Don’t let’s delude ourselves that the issue of class teaching is new. It has dogged teachers down the years.

And despite the composed and thoughtful way in which the matter has been discussed on television, and subsequent balanced debate in The TES, I believe we are still missing or evading the critical point. We shall only resolve the issue and, incidentally, avoid adopting wholesale a pedagogical approach limited in important respects, by looking in detail at the true implications of whole-class teaching.

Well-aired matters aside - the difficulty of drawing general conclusions from radically different cultures and limited samples, the significance of homework religiously completed, the possibility that the mathematics involved was particularly amenable to transmissional teaching approaches, and so on - there is no question that whole-class teaching, properly executed, is a powerful and essential educational technique. It conveys important information memorably and economically, with more immediacy for young children than the printed word; it can enthral and captivate, encourage intellectual curiosity, promote participation and interaction, provide for instant assessment and feedback, and can generate pace and urgency.

But that is only half the story, and therein is the dilemma. We have to consider other implications that may not have been sufficiently explored in even the most authoritative literature.

The fact is that a whole-class lesson, no matter how efficiently it is delivered, no matter how tightly organised the content, will leave a significant proportion of children misunderstanding, or failing to grasp, possibly vital elements, which others will have assimilated, often well before the session ends. That was partly admitted in relation to the Taiwan lesson shown in the Panorama programme. The more able children simply waited for the others to catch up. Some never quite managed it; their friends apparently helped them “to understand in the breaks”. Really? Not even in Taiwan, I suspect.

a nd what about the more able groups - not gifted, simply the 20 to 30 per cent capable of managing the lesson content. We could, working to the chief inspector’s projections, assume that in a 40-minute lesson, half of which was devoted to the teaching element, the more able third of children may have grasped what was being taught in 12 minutes.
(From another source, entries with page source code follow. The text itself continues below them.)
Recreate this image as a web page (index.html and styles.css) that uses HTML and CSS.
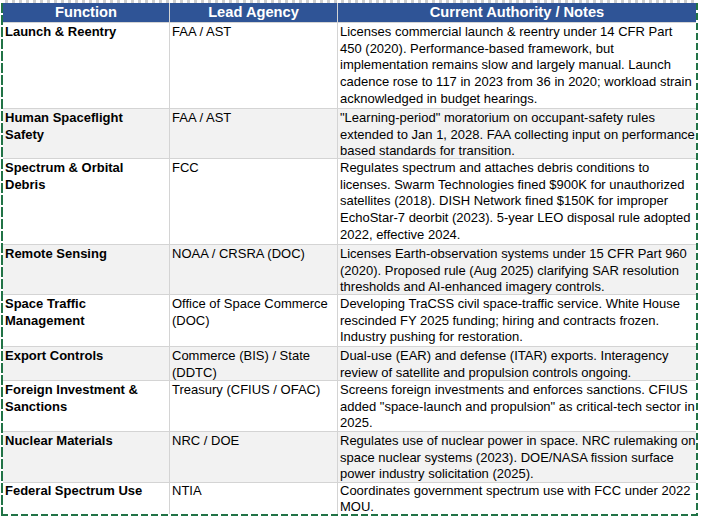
FILE: index.html
```html
<!DOCTYPE html>
<html>
<head>
<meta charset="utf-8">
<link rel="stylesheet" href="styles.css">
</head>
<body>
<div class="sheet">
  <div class="grid">
    <div class="hd">Function</div>
    <div class="hd">Lead Agency</div>
    <div class="hd">Current Authority / Notes</div>

    <div class="c fn">Launch &amp; Reentry</div>
    <div class="c">FAA / AST</div>
    <div class="c">Licenses commercial launch &amp; reentry under 14 CFR Part<br>450 (2020). Performance-based framework, but<br>implementation remains slow and largely manual. Launch<br>cadence rose to 117 in 2023 from 36 in 2020; workload strain<br>acknowledged in budget hearings.</div>

    <div class="c fn alt">Human Spaceflight<br>Safety</div>
    <div class="c alt">FAA / AST</div>
    <div class="c alt">"Learning-period" moratorium on occupant-safety rules<br>extended to Jan 1, 2028. FAA collecting input on performance<br>based standards for transition.</div>

    <div class="c fn">Spectrum &amp; Orbital<br>Debris</div>
    <div class="c">FCC</div>
    <div class="c">Regulates spectrum and attaches debris conditions to<br>licenses. Swarm Technologies fined $900K for unauthorized<br>satellites (2018). DISH Network fined $150K for improper<br>EchoStar-7 deorbit (2023). 5-year LEO disposal rule adopted<br>2022, effective 2024.</div>

    <div class="c fn alt">Remote Sensing</div>
    <div class="c alt">NOAA / CRSRA (DOC)</div>
    <div class="c alt">Licenses Earth-observation systems under 15 CFR Part 960<br>(2020). Proposed rule (Aug 2025) clarifying SAR resolution<br>thresholds and AI-enhanced imagery controls.</div>

    <div class="c fn">Space Traffic<br>Management</div>
    <div class="c">Office of Space Commerce<br>(DOC)</div>
    <div class="c">Developing TraCSS civil space-traffic service. White House<br>rescinded FY 2025 funding; hiring and contracts frozen.<br>Industry pushing for restoration.</div>

    <div class="c fn alt">Export Controls</div>
    <div class="c alt">Commerce (BIS) / State<br>(DDTC)</div>
    <div class="c alt">Dual-use (EAR) and defense (ITAR) exports. Interagency<br>review of satellite and propulsion controls ongoing.</div>

    <div class="c fn">Foreign Investment &amp;<br>Sanctions</div>
    <div class="c">Treasury (CFIUS / OFAC)</div>
    <div class="c">Screens foreign investments and enforces sanctions. CFIUS<br>added "space-launch and propulsion" as critical-tech sector in<br>2025.</div>

    <div class="c fn alt">Nuclear Materials</div>
    <div class="c alt">NRC / DOE</div>
    <div class="c alt">Regulates use of nuclear power in space. NRC rulemaking on<br>space nuclear systems (2023). DOE/NASA fission surface<br>power industry solicitation (2025).</div>

    <div class="c fn last">Federal Spectrum Use</div>
    <div class="c last">NTIA</div>
    <div class="c last">Coordinates government spectrum use with FCC under 2022<br>MOU.</div>
  </div>
</div>
</body>
</html>
```

FILE: styles.css
```css
html, body {
  margin: 0;
  padding: 0;
  background: #ffffff;
}

body {
  font-family: "Liberation Sans", Arial, sans-serif;
  color: #000000;
}

.sheet {
  width: 693px;
  margin-left: 1px;
  padding: 3px 2px 2px 2px;
  background:
    repeating-linear-gradient(to right, #ffffff 0 4px, #cfcfcf 4px 7px) left top / 100% 3px no-repeat,
    repeating-linear-gradient(to right, #217346 0 7px, transparent 7px 10px) left bottom / 100% 2px no-repeat,
    repeating-linear-gradient(to bottom, #217346 0 10px, transparent 10px 12px) left 0 top 3px / 2px calc(100% - 3px) no-repeat,
    repeating-linear-gradient(to bottom, #217346 0 7px, transparent 7px 10px) right 0 top 3px / 2px calc(100% - 3px) no-repeat,
    #ffffff;
}

.grid {
  display: grid;
  grid-template-columns: 166px 167px 358px;
  grid-template-rows: 19px 85px 49px 85px 49px 51px 33px 50px 50px 31px;
  gap: 1px;
  background: #d4d4d4;
}

.hd {
  background: #2f5496;
  color: #ffffff;
  font-weight: bold;
  font-size: 14.67px;
  line-height: 19px;
  text-align: center;
  white-space: nowrap;
}

.c {
  background: #ffffff;
  font-size: 13px;
  line-height: 16.7px;
  padding: 1px 2px 0 2px;
  white-space: nowrap;
}

.c.last {
  padding-top: 0;
  line-height: 16px;
}

.c.alt {
  background: #f2f2f2;
}

.fn {
  font-weight: bold;
}
```
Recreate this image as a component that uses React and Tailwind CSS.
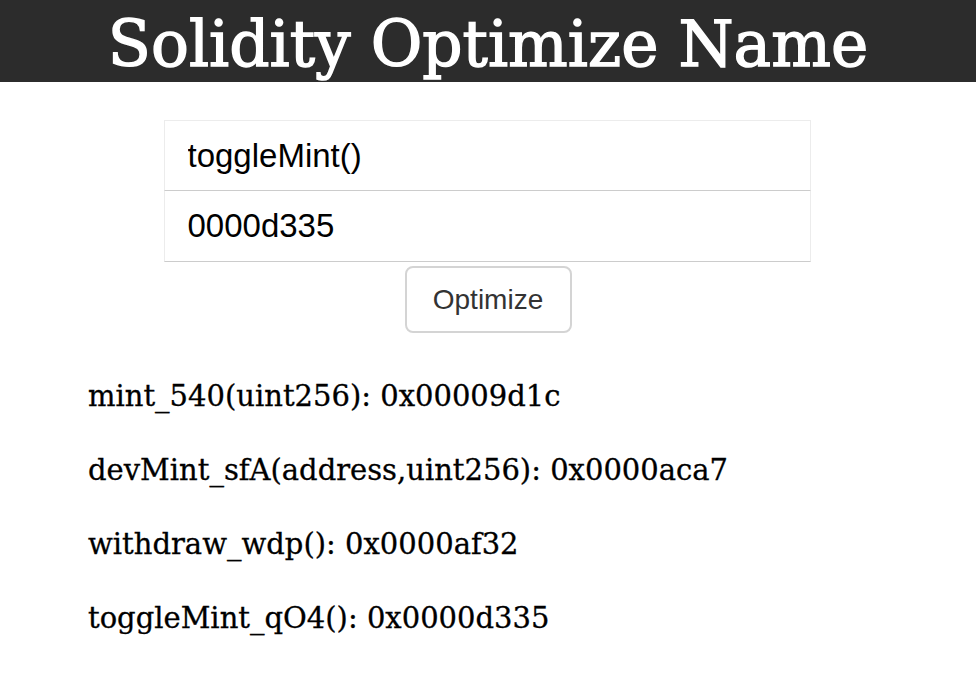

That means eight minutes of fallow waiting, while others demonstrate on the board a general attempt to come to terms with the subject matter. Nothing to be greatly concerned about, it might be argued - eight minutes here or there. But in sequences of lessons over long periods this could amount to a serious matter of accumulated hours.

Going further, one might also assume that when it came to the practical work of the lesson, the more able would either engage in the common task, or be given more challenging material. Whatever the option, and whatever the progress being made by certain children, whole-class teaching would require them to come back at the beginning of each new session to a common starting point.

The second difficulty we are faced with is that so large an emphasis on whole-class teaching is likely to make certain important elements of subjects more, rather than less difficult for the children to learn, as a single glance at the number attainment target will exemplify.

Large parts of the national curriculum subjects are simply too complicated to explain orally to a mixed-ability class where, as the Cockcroft report pointed out, it is possible to have a cognitive spread of as much as seven years.

Many may baulk at the notion that significant elements of the national curriculum will only make sense when children can be actively engaged (which does not necessarily mean an activity-based approach; active learning may be about reflection, analysis, deduction). But if children are to understand certain vital concepts and master certain essential skills they have to try things out in a practical way, to learn by trial and error and by reflection on their mistakes.

It is this critical part of children’s learning, requiring the most ordered learning and meticulous organisation by teachers, that leads to coarse generalisations about discovery methods. Of course, teachers get it wrong; certainly such teaching may be beyond achievement in the complex context of the upper part of key stage 2; understandably it would appear safer to put all our eggs in the whole-class teaching basket. But in the end it just won’t work. We might as well pretend that surgeons can learn their trade in the lecture theatre, with the first faltering incisions tackled in the time that’s left over; that pilots can learn to fly from illustrated talks, and take the tiller in turbulent seas as an after-thought; that electricians can learn more from the blackboard.

I suspect we are all grasping at whole-class teaching as a solution to a perennial problem, too large, because of the demands of the national curriculum, to ignore any longer. But the answer is not in radically increased whole-class teaching, powerful and essential as that is, but in providing opportunities for extended interaction - not less than 15 minutes at a time - between teachers and manageable groups of children. I wonder whether that is not an important element of the Barking experiment. Certainly the class of 14 we observed on television would be regarded by primary teachers as a very manageable teaching group so far as size was concerned.

I venture to suggest that Professor David Reynolds of Newcastle University got it almost right when he talked about “high quality whole-class interactive teaching”. It is essential we persevere with that, refining as we go, getting the time allocations right, identifying the subject elements that can be most effectively taught in that way and getting the cognitive challenge right for the third of the class at opposite ends of the ability range.

But the real answer, I believe, may lie in consistent, extended, high quality teacher-group interaction. Whether we will ever face the implications of that is another matter.